begin SUPPLIED ENTRIES

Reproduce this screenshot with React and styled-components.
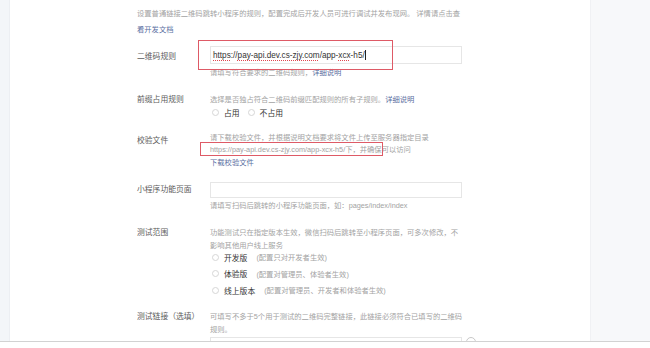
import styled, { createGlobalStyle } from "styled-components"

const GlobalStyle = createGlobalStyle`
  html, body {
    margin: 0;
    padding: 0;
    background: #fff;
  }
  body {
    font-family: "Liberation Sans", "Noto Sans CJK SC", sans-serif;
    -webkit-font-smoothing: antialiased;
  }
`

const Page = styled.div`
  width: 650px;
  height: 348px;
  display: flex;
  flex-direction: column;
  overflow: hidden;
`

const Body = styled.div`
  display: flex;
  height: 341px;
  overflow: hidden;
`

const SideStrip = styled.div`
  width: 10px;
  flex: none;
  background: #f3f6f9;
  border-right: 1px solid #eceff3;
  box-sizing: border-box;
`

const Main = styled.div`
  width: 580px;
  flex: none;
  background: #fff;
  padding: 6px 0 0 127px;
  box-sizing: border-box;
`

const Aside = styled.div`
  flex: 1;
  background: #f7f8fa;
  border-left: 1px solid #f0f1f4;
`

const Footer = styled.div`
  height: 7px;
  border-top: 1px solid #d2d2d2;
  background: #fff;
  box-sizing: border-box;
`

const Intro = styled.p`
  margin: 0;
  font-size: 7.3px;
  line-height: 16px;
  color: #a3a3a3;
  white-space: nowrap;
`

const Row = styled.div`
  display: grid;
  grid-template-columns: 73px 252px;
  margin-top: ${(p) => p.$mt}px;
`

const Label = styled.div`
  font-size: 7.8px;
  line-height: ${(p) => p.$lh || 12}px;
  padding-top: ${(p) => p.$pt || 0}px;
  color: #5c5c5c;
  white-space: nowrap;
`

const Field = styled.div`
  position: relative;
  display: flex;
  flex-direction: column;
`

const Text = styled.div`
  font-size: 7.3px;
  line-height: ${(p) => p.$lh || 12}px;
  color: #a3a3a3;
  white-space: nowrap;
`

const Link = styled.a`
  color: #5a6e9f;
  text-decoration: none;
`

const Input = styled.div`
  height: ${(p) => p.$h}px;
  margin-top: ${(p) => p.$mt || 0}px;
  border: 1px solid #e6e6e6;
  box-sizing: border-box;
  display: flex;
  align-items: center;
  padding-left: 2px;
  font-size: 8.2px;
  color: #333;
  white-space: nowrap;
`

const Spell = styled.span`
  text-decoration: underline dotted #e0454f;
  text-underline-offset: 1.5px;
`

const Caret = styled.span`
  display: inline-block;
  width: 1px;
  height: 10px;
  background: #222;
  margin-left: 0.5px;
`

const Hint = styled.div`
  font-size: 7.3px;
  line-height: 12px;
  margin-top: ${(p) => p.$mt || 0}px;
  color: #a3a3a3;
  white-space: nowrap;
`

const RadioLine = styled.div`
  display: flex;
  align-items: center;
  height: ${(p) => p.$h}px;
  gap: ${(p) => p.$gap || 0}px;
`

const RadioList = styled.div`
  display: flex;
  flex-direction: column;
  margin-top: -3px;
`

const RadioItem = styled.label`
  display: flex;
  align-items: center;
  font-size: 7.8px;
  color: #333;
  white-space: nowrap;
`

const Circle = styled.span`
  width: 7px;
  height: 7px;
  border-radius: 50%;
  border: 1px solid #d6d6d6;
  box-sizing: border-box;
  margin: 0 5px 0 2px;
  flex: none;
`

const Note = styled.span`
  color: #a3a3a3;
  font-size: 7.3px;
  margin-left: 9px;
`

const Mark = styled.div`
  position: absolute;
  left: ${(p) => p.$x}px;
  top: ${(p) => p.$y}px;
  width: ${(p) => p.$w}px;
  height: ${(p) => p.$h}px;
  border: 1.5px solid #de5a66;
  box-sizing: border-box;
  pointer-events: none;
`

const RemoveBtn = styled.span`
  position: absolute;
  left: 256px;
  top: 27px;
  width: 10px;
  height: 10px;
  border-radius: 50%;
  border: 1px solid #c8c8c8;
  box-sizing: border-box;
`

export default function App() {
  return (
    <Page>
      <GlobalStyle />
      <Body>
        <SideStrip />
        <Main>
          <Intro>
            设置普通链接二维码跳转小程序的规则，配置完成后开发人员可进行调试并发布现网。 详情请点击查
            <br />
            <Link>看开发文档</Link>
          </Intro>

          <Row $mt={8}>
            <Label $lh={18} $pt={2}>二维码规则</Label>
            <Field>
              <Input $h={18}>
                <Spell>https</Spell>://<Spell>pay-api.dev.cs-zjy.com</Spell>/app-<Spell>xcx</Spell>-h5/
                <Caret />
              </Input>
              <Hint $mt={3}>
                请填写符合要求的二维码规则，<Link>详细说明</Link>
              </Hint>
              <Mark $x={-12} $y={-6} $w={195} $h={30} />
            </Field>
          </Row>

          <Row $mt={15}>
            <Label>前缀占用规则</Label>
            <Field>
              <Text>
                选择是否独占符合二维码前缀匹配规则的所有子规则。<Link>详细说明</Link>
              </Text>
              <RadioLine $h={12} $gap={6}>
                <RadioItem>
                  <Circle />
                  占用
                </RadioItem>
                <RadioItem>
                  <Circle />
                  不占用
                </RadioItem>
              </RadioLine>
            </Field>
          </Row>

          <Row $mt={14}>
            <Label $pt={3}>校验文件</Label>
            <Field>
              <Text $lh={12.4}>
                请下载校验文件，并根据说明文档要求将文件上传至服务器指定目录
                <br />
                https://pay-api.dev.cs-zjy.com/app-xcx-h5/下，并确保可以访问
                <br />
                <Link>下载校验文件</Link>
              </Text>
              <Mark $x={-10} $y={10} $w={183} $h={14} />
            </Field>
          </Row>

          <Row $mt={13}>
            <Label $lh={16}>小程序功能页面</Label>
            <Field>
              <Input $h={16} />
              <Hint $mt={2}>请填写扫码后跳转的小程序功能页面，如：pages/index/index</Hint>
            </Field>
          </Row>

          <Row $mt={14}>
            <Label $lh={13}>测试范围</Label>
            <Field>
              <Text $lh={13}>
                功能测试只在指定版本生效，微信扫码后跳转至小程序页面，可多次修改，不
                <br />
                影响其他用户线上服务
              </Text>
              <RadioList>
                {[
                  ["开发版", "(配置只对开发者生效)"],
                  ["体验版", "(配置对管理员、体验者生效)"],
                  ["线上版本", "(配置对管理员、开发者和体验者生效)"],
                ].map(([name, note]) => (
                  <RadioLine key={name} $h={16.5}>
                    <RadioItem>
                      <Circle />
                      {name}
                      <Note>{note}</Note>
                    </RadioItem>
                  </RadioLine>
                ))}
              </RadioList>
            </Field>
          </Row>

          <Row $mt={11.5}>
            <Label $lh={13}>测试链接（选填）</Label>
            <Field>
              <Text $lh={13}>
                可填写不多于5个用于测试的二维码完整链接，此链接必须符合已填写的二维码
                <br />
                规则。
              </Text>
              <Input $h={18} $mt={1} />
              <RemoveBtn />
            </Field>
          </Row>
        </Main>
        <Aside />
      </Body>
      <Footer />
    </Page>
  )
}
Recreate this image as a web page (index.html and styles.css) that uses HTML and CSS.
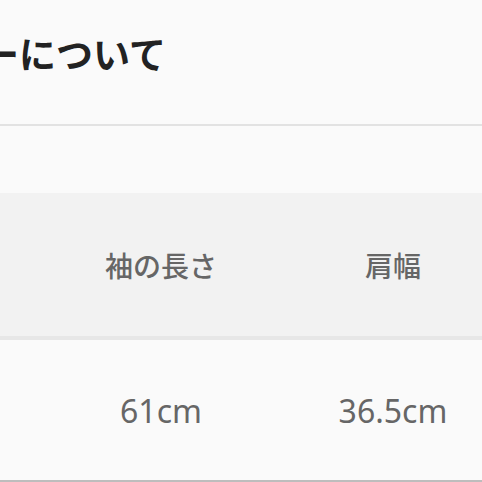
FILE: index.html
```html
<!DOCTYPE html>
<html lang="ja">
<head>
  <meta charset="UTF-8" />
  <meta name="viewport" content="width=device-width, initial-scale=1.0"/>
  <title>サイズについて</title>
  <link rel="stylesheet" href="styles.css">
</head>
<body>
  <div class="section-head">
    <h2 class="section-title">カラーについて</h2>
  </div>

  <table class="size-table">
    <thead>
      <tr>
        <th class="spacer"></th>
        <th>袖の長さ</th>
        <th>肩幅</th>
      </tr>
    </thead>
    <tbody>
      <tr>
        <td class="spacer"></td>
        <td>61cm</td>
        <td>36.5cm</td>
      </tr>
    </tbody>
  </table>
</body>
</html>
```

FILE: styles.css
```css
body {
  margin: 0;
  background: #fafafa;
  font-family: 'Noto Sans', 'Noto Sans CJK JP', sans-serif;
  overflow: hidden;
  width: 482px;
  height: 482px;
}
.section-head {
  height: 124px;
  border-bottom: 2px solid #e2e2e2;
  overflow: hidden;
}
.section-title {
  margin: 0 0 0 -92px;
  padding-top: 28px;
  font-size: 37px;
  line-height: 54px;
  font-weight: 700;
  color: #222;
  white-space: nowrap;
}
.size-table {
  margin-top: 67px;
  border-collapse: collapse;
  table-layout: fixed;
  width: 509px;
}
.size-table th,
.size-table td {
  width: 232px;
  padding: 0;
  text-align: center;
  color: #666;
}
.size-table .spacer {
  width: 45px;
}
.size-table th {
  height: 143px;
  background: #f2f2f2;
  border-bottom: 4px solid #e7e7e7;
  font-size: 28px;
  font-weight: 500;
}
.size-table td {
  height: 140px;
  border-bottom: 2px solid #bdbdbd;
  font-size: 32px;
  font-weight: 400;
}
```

end SUPPLIED ENTRIES

> [AIM OF THE TASK] State how many lines hold the word "components". The number is the whole answer.

> [SOLVED PROBLEM] 2